Although manned space exploration to distant worlds is figuratively light-years away, our ability to glance across the heavens could be revolutionized with a technology that’s been right in front of our noses: the Sun.
Current technology has given us breathtaking imagery, but to detect what’s hiding in deep space, telescopes are very limited—often resolving “tiny fuzzy dots” representing exoplanets larger than Jupiter. To obtain high-quality images of exoplanets quickly, astronomers are hoping to use the Sun as a colossal telescopic lens.
The idea of this telescope, officially termed a “solar gravitational lens,” has been floating around for years , but a recent study has breathed new life into the subject. Using up-to-date modeling, a group of researchers thoroughly evaluated the feasibility of a solar telescope, modeling the Sun’s gravitational waves and demonstrating a proof-of-concept image of Earth (above). If their predictions are accurate, we may soon have the resolution to see distant planetary surfaces, greatly improving our potential to detect exoplanetary life.

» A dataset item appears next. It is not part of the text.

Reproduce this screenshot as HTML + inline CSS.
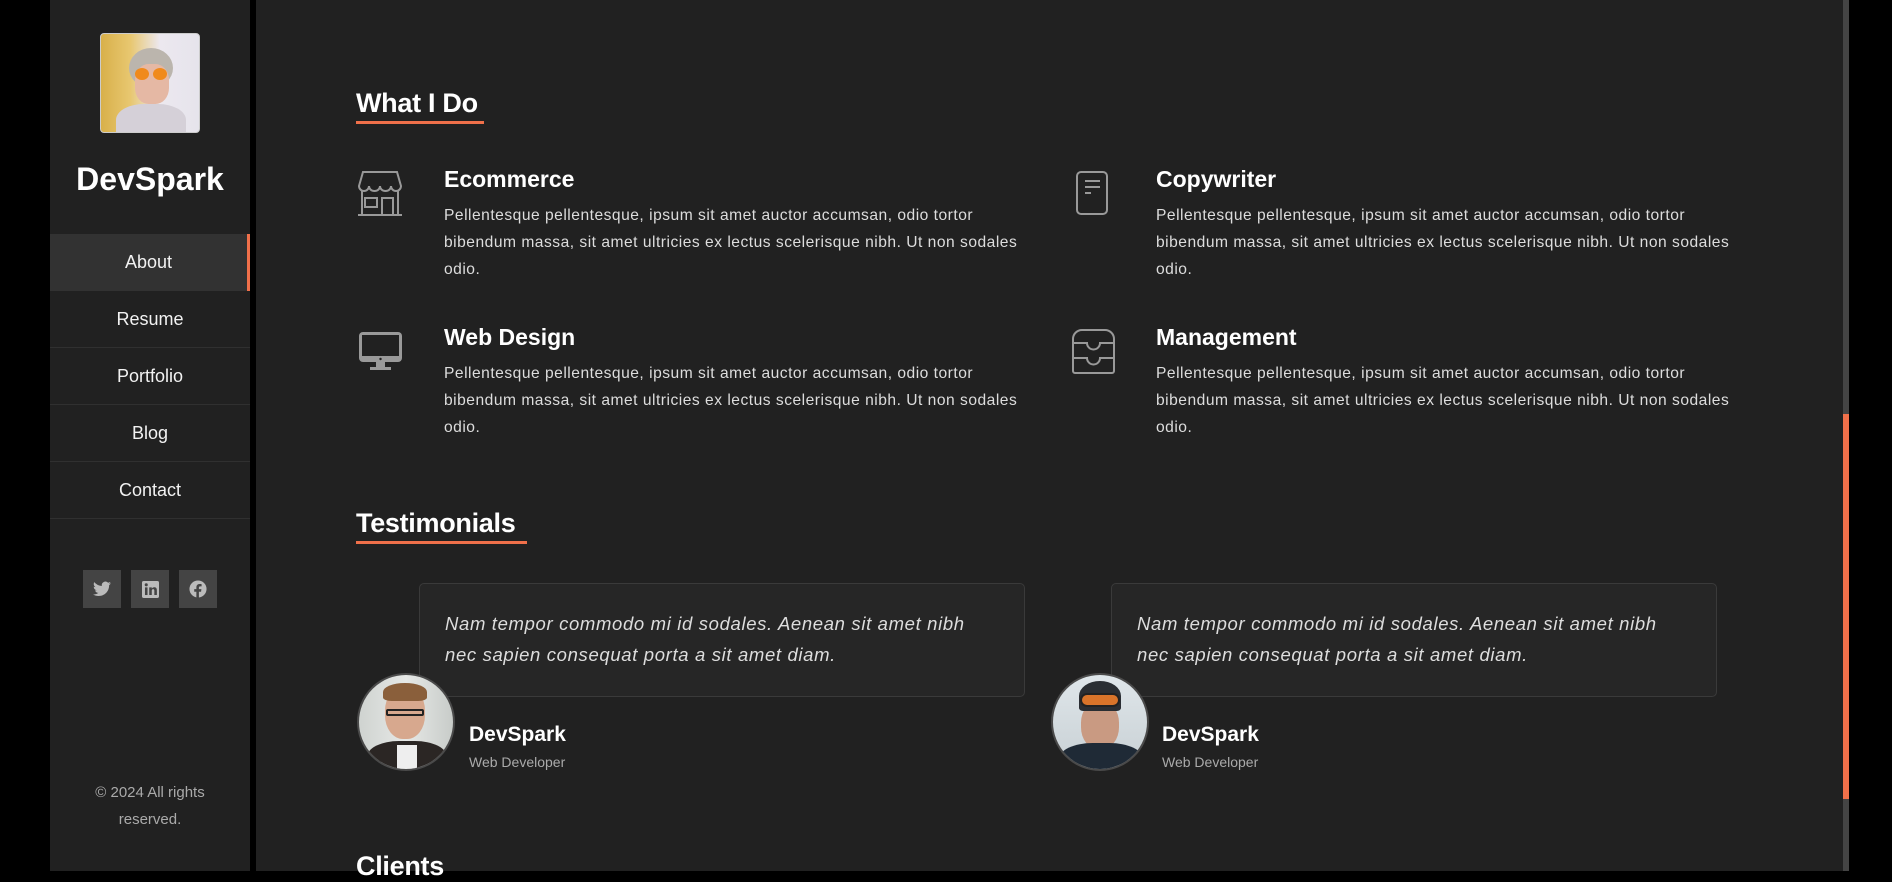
<!DOCTYPE html>
<html><head><meta charset="utf-8"><style>
*{margin:0;padding:0;box-sizing:border-box}
body{width:1892px;height:871px;background:#000;position:relative;overflow:hidden;font-family:"Liberation Sans",sans-serif;color:#eee}
.a{position:absolute}
#side{left:50px;top:0;width:200px;height:871px;background:#212121}
#main{left:256px;top:0;width:1587px;height:871px;background:#212121}
.nav{position:absolute;left:50px;width:200px;height:57px;line-height:56px;text-align:center;font-size:18px;color:#f2f2f2;border-bottom:1px solid #303030}
.nav.act{background:#323232;border-right:3px solid #f0704a}
.soc{position:absolute;top:570px;width:38px;height:38px;background:#444;display:flex;align-items:center;justify-content:center}
h2{position:absolute;font-size:27px;font-weight:bold;color:#fff;letter-spacing:-0.3px}
.ul{position:absolute;height:3px;background:#f0704a}
.t{position:absolute;font-size:23px;font-weight:bold;color:#fff}
.p{position:absolute;width:600px;font-size:15.6px;line-height:27px;color:#ddd;letter-spacing:0.5px;white-space:nowrap}
.box{position:absolute;width:606px;height:114px;border:1px solid #3a3a3a;border-radius:5px;background:#262626;padding:24px 25px;font-style:italic;font-size:18.5px;line-height:31px;color:#ddd;letter-spacing:0.65px;white-space:nowrap}
.av{position:absolute;width:98px;height:98px;border-radius:50%;border:2px solid #4a4a4a;overflow:hidden}
.nm{position:absolute;font-size:21px;font-weight:bold;color:#fff}
.rl{position:absolute;font-size:14px;color:#aaa}
</style></head><body>
<div class="a" id="side"></div>
<div class="a" id="main"></div>
<div class="a" style="left:1843px;top:0;width:6px;height:871px;background:#444"></div>
<div class="a" style="left:1843px;top:414px;width:6px;height:385px;background:#f0704a"></div>

<div class="a" style="left:100px;top:33px;width:100px;height:100px;border-radius:4px;border:1px solid #ccc;overflow:hidden;background:linear-gradient(90deg,#d8b04a 0%,#e8c770 30%,#ece8ef 60%,#e6e4ec 100%)">
 <div class="a" style="left:28px;top:14px;width:44px;height:40px;border-radius:50%;background:#bbb5ad"></div>
 <div class="a" style="left:34px;top:30px;width:34px;height:40px;border-radius:40%;background:#e5b8a4"></div>
 <div class="a" style="left:34px;top:34px;width:14px;height:12px;border-radius:50%;background:#f08a1c"></div>
 <div class="a" style="left:52px;top:34px;width:14px;height:12px;border-radius:50%;background:#f08a1c"></div>
 <div class="a" style="left:15px;top:70px;width:70px;height:40px;border-radius:40% 40% 0 0;background:#d5d0d8"></div>
</div>
<div class="a" style="left:50px;top:161px;width:200px;text-align:center;font-size:32px;font-weight:bold;color:#fff">DevSpark</div>

<div class="nav act" style="top:234px;border-bottom:none">About</div>
<div class="nav" style="top:291px">Resume</div>
<div class="nav" style="top:348px">Portfolio</div>
<div class="nav" style="top:405px">Blog</div>
<div class="nav" style="top:462px">Contact</div>

<div class="soc" style="left:83px"><svg width="18" height="16" viewBox="0 0 24 20"><path fill="#bbb" d="M24 2.4a9.8 9.8 0 0 1-2.8.8A4.9 4.9 0 0 0 23.3.5a9.9 9.9 0 0 1-3.1 1.2A4.9 4.9 0 0 0 11.8 6 14 14 0 0 1 1.7.9a4.9 4.9 0 0 0 1.5 6.6A4.9 4.9 0 0 1 1 6.9a4.9 4.9 0 0 0 3.9 4.8 4.9 4.9 0 0 1-2.2.1 4.9 4.9 0 0 0 4.6 3.4A9.9 9.9 0 0 1 0 17.2 14 14 0 0 0 7.5 19.4c9.1 0 14-7.5 14-14v-.6A10 10 0 0 0 24 2.4z"/></svg></div>
<div class="soc" style="left:131px"><svg width="17" height="17" viewBox="0 0 20 20"><rect x="0" y="0" width="20" height="20" rx="2" fill="#bbb"/><rect x="3.5" y="7.5" width="3" height="9" fill="#444"/><circle cx="5" cy="4.5" r="1.8" fill="#444"/><path fill="#444" d="M8.5 7.5h3v1.4c.6-1 1.6-1.6 3-1.6 2.3 0 3 1.5 3 3.7v5.5h-3v-5c0-1.2-.3-2-1.4-2s-1.6.8-1.6 2v5h-3z"/></svg></div>
<div class="soc" style="left:179px"><svg width="18" height="18" viewBox="0 0 20 20"><circle cx="10" cy="10" r="9.5" fill="#bbb"/><path fill="#444" d="M11 20v-7h2.4l.4-2.8H11V8.5c0-.8.3-1.4 1.4-1.4H14V4.6c-.3 0-1.2-.1-2.2-.1-2.2 0-3.600 1.3-3.6 3.7v2H5.8V13h2.4v7z"/></svg></div>

<div class="a" style="left:50px;top:779px;width:200px;text-align:center;font-size:15px;line-height:27px;color:#aaa">© 2024 All rights<br>reserved.</div>

<h2 style="left:356px;top:88px">What I Do</h2>
<div class="ul" style="left:356px;top:121px;width:128px"></div>

<svg class="a" style="left:357px;top:170px" width="46" height="46" viewBox="0 0 46 46" fill="none" stroke="#999" stroke-width="2"><path d="M6 2h34l4 14c0 3-2.5 5-5 5s-5-2-5-5c0 3-2.5 5-5.5 5S23 19 23 16c0 3-2.5 5-5.5 5S12 19 12 16c0 3-2.5 5-5 5s-5-2-5-5z"/><path d="M5 21v24M41 21v24M1 45h44M8 28h12v9H8zM25 45V28h11v17"/></svg>
<svg class="a" style="left:1075px;top:170px" width="34" height="46" viewBox="0 0 34 46" fill="none" stroke="#999" stroke-width="2"><rect x="2" y="2" width="30" height="42" rx="4"/><path d="M10 11h15M10 17h15M10 23h6"/></svg>
<svg class="a" style="left:357px;top:330px" width="47" height="42" viewBox="0 0 47 42"><rect x="2" y="2" width="43" height="30" rx="4" fill="#999"/><rect x="5" y="5" width="37" height="21" fill="#212121"/><circle cx="23.5" cy="29" r="1.2" fill="#212121"/><path d="M19 32h9v5h-9zM13 37h21v3H13z" fill="#999"/></svg>
<svg class="a" style="left:1071px;top:327px" width="45" height="48" viewBox="0 0 45 48" fill="none" stroke="#999" stroke-width="2"><path d="M2 12a9 9 0 0 1 9-9h23a9 9 0 0 1 9 9v32a2 2 0 0 1-2 2H4a2 2 0 0 1-2-2z"/><path d="M2 16h14a6 6 0 0 0 13 0h14M2 31h14a6 6 0 0 0 13 0h14"/></svg>

<div class="t" style="left:444px;top:166px">Ecommerce</div>
<div class="p" style="left:444px;top:202px">Pellentesque pellentesque, ipsum sit amet auctor accumsan, odio tortor<br>bibendum massa, sit amet ultricies ex lectus scelerisque nibh. Ut non sodales<br>odio.</div>
<div class="t" style="left:1156px;top:166px">Copywriter</div>
<div class="p" style="left:1156px;top:202px">Pellentesque pellentesque, ipsum sit amet auctor accumsan, odio tortor<br>bibendum massa, sit amet ultricies ex lectus scelerisque nibh. Ut non sodales<br>odio.</div>
<div class="t" style="left:444px;top:324px">Web Design</div>
<div class="p" style="left:444px;top:360px">Pellentesque pellentesque, ipsum sit amet auctor accumsan, odio tortor<br>bibendum massa, sit amet ultricies ex lectus scelerisque nibh. Ut non sodales<br>odio.</div>
<div class="t" style="left:1156px;top:324px">Management</div>
<div class="p" style="left:1156px;top:360px">Pellentesque pellentesque, ipsum sit amet auctor accumsan, odio tortor<br>bibendum massa, sit amet ultricies ex lectus scelerisque nibh. Ut non sodales<br>odio.</div>

<h2 style="left:356px;top:508px">Testimonials</h2>
<div class="ul" style="left:356px;top:541px;width:171px"></div>

<div class="box" style="left:419px;top:583px">Nam tempor commodo mi id sodales. Aenean sit amet nibh<br>nec sapien consequat porta a sit amet diam.</div>
<div class="av" style="left:357px;top:673px;background:linear-gradient(90deg,#cfd3d0,#e6e8e6 50%,#c8ccc9)">
 <div class="a" style="left:26px;top:12px;width:40px;height:52px;border-radius:45%;background:#d7a88e"></div>
 <div class="a" style="left:24px;top:8px;width:44px;height:18px;border-radius:50% 50% 20% 20%;background:#8a5f3b"></div>
 <div class="a" style="left:27px;top:34px;width:38px;height:7px;border:2px solid #222;border-radius:2px"></div>
 <div class="a" style="left:8px;top:66px;width:80px;height:40px;border-radius:40% 40% 0 0;background:#2b2624"></div>
 <div class="a" style="left:38px;top:70px;width:20px;height:30px;background:#eee"></div>
</div>
<div class="nm" style="left:469px;top:723px">DevSpark</div>
<div class="rl" style="left:469px;top:754px">Web Developer</div>

<div class="box" style="left:1111px;top:583px">Nam tempor commodo mi id sodales. Aenean sit amet nibh<br>nec sapien consequat porta a sit amet diam.</div>
<div class="av" style="left:1051px;top:673px;background:linear-gradient(180deg,#dfe6ea,#c8d0d4)">
 <div class="a" style="left:28px;top:26px;width:38px;height:48px;border-radius:45%;background:#c99a82"></div>
 <div class="a" style="left:26px;top:6px;width:42px;height:30px;border-radius:50% 50% 10% 10%;background:#2a2e33"></div>
 <div class="a" style="left:27px;top:18px;width:40px;height:14px;border-radius:8px;background:#d9742a;border:2px solid #222"></div>
 <div class="a" style="left:6px;top:68px;width:84px;height:40px;border-radius:40% 40% 0 0;background:#1f2a36"></div>
</div>
<div class="nm" style="left:1162px;top:723px">DevSpark</div>
<div class="rl" style="left:1162px;top:754px">Web Developer</div>

<h2 style="left:356px;top:851px">Clients</h2>
</body></html>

Whether in a celestial telescope or your eye, all lenses perform a crucial, fundamental task: concentrate light from distant surroundings onto a small focal point. As the scientists illustrated in this video , the gravitational field of our sun doesn’t quite behave like a conventional lens. In addition to focusing light, the sun also gives off a tremendous amount of light, and could drown out important telescope information. To counteract this, scientist propose outfitting the scope with a carefully measured filter, blocking out the brightest parts of the sun to give distant exoplanet light a chance to be detected, concentrated, and ultimately focused.

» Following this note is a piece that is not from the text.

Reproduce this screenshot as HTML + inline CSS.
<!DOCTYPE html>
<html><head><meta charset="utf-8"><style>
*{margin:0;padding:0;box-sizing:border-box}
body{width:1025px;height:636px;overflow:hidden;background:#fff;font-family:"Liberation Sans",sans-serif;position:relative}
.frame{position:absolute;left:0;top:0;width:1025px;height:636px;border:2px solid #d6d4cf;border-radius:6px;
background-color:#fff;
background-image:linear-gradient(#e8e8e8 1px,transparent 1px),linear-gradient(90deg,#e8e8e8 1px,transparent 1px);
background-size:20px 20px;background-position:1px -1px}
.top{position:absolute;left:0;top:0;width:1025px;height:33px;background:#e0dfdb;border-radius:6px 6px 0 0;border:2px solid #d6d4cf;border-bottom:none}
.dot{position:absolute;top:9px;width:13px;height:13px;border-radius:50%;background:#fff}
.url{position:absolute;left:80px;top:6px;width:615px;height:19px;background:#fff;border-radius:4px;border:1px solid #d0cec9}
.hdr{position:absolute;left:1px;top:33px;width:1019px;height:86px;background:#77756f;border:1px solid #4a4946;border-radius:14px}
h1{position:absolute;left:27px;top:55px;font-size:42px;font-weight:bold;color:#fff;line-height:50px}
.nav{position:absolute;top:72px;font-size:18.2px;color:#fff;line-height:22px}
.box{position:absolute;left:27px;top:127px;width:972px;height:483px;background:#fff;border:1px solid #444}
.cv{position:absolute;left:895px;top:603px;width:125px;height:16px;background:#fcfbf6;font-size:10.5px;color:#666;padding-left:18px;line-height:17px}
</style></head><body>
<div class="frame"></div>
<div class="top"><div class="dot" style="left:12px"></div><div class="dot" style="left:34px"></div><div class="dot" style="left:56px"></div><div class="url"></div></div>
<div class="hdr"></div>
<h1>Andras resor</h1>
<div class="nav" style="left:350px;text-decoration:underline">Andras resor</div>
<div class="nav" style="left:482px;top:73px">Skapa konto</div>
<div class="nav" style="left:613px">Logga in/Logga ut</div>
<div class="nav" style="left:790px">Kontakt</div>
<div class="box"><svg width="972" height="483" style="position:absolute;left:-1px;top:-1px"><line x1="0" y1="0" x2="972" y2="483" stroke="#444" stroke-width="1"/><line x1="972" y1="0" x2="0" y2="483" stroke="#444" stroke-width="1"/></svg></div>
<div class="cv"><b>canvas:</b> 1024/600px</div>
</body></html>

Light isn’t the only problem: the sun’s gravity also bends and warps light around it, forming what scientists call an “Einstein ring,” named after the famed scientist who popularized the gravitational lens effect. The Einstein ring contains all the image information, and requires quite a bit of math to morph information back into a representative picture. However, by accumulating a series of Einstein ring-derived pixels, you could assemble them into a 1000×1000 pixel image. The resultant image would be unprecedented—what might be seen from a spaceship.

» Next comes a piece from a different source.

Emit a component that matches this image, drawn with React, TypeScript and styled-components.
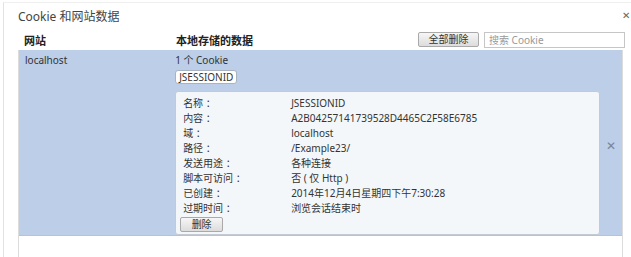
import React from "react";
import styled, { createGlobalStyle } from "styled-components";

const GlobalStyle = createGlobalStyle`
  html, body {
    margin: 0;
    padding: 0;
    background: #ffffff;
  }
  body {
    font-family: "Noto Sans", "Noto Sans CJK SC", sans-serif;
    color: #333333;
    overflow: hidden;
  }
`;

const Dialog = styled.div`
  margin: 2px 0 0 3px;
  height: 255px;
  border-left: 1px solid #e2e2e2;
  border-top: 1px solid #f0f0f0;
  display: flex;
  flex-direction: column;
  box-sizing: border-box;
`;

const TitleBar = styled.div`
  display: flex;
  align-items: flex-start;
  justify-content: space-between;
  height: 27px;
  padding: 6px 1px 0 14px;
  box-sizing: border-box;
`;

const Title = styled.div`
  font-size: 12px;
  line-height: 16px;
  color: #444444;
`;

const CloseX = styled.span`
  font-size: 10px;
  line-height: 10px;
  color: #666666;
  margin-top: 1px;
`;

const HeaderRow = styled.div`
  display: flex;
  align-items: center;
  height: 19px;
  margin: 0 6px 1px 0;
  padding-left: 20px;
`;

const HeadCell = styled.div<{ $width?: number }>`
  font-size: 11px;
  font-weight: 700;
  color: #222222;
  width: ${(p) => (p.$width ? `${p.$width}px` : "auto")};
  flex: ${(p) => (p.$width ? "none" : "1")};
`;

const GreyButton = styled.button<{ $width: number }>`
  width: ${(p) => p.$width}px;
  height: 15px;
  padding: 0;
  font-family: inherit;
  font-size: 10px;
  line-height: 13px;
  color: #333333;
  background: linear-gradient(#f6f6f6, #dcdcdc);
  border: 1px solid #a9a9a9;
  border-radius: 2px;
  box-sizing: border-box;
`;

const Search = styled.input`
  width: 141px;
  height: 16px;
  margin-left: 5px;
  padding: 0 4px;
  box-sizing: border-box;
  border: 1px solid #c6c6c6;
  font-family: inherit;
  font-size: 10px;
  color: #333333;
  &::placeholder {
    color: #9a9a9a;
  }
`;

const List = styled.div`
  flex: 1;
  margin-left: 14px;
  width: 605px;
  border-left: 1px solid #dcdcdc;
  border-right: 1px solid #dcdcdc;
  box-sizing: border-box;
`;

const SelectedRow = styled.div`
  display: flex;
  height: 186px;
  background: #bccee8;
  border-bottom: 1px solid #b0c3df;
  box-sizing: border-box;
  font-size: 10px;
`;

const SiteCell = styled.div`
  width: 157px;
  padding: 3px 0 0 6px;
  box-sizing: border-box;
  line-height: 14px;
  color: #333333;
`;

const DataCell = styled.div`
  flex: 1;
  padding-top: 3px;
  display: flex;
  flex-direction: column;
  align-items: flex-start;
`;

const CountText = styled.div`
  line-height: 14px;
`;

const Chip = styled.div`
  margin-top: 3px;
  height: 14px;
  line-height: 12px;
  padding: 0 3px;
  background: #ffffff;
  border: 1px solid #a9b3c0;
  border-radius: 3px;
  box-sizing: border-box;
  font-size: 10px;
  color: #333333;
`;

const Card = styled.div`
  margin-top: 7px;
  width: 425px;
  height: 145px;
  padding: 3px 4px 0 4px;
  box-sizing: border-box;
  background: #f4f7f9;
  border: 1px solid #c4cad2;
  border-radius: 3px;
`;

const InfoRow = styled.div`
  display: grid;
  grid-template-columns: 108px 1fr;
  height: 15px;
  align-items: center;
  padding-left: 3px;
  color: #333333;
  font-size: 10px;
`;

const RemoveX = styled.div`
  width: 22px;
  display: flex;
  align-items: center;
  justify-content: center;
  padding-top: 5px;
  color: #7a8494;
  font-size: 12px;
`;

const info: [string, string][] = [
  ["名称 ：", "JSESSIONID"],
  ["内容 ：", "A2B04257141739528D4465C2F58E6785"],
  ["域 ：", "localhost"],
  ["路径 ：", "/Example23/"],
  ["发送用途 ：", "各种连接"],
  ["脚本可访问 ：", "否 ( 仅 Http )"],
  ["已创建 ：", "2014年12月4日星期四下午7:30:28"],
  ["过期时间 ：", "浏览会话结束时"],
];

export default function App() {
  return (
    <>
      <GlobalStyle />
      <Dialog>
        <TitleBar>
          <Title>Cookie 和网站数据</Title>
          <CloseX>✕</CloseX>
        </TitleBar>
        <HeaderRow>
          <HeadCell $width={152}>网站</HeadCell>
          <HeadCell>本地存储的数据</HeadCell>
          <GreyButton $width={61}>全部删除</GreyButton>
          <Search placeholder="搜索 Cookie" />
        </HeaderRow>
        <List>
          <SelectedRow>
            <SiteCell>localhost</SiteCell>
            <DataCell>
              <CountText>1 个 Cookie</CountText>
              <Chip>JSESSIONID</Chip>
              <Card>
                {info.map(([k, v]) => (
                  <InfoRow key={k}>
                    <span>{k}</span>
                    <span>{v}</span>
                  </InfoRow>
                ))}
                <GreyButton $width={43} style={{ marginTop: 2 }}>
                  删除
                </GreyButton>
              </Card>
            </DataCell>
            <RemoveX>✕</RemoveX>
          </SelectedRow>
        </List>
      </Dialog>
    </>
  );
}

The study is giving this idea traction, but to work, the solar gravitational lens telescope requires a probe to travel a minimum of 550 astronomical units. That’s 600 times the distance of earth to the sun—further than any probes in existence. However, with technologies like e-sails , which harness solar wind to travel nearly 20 astronomical units per year, a functional solar scope seems within the grasp of our lifetime.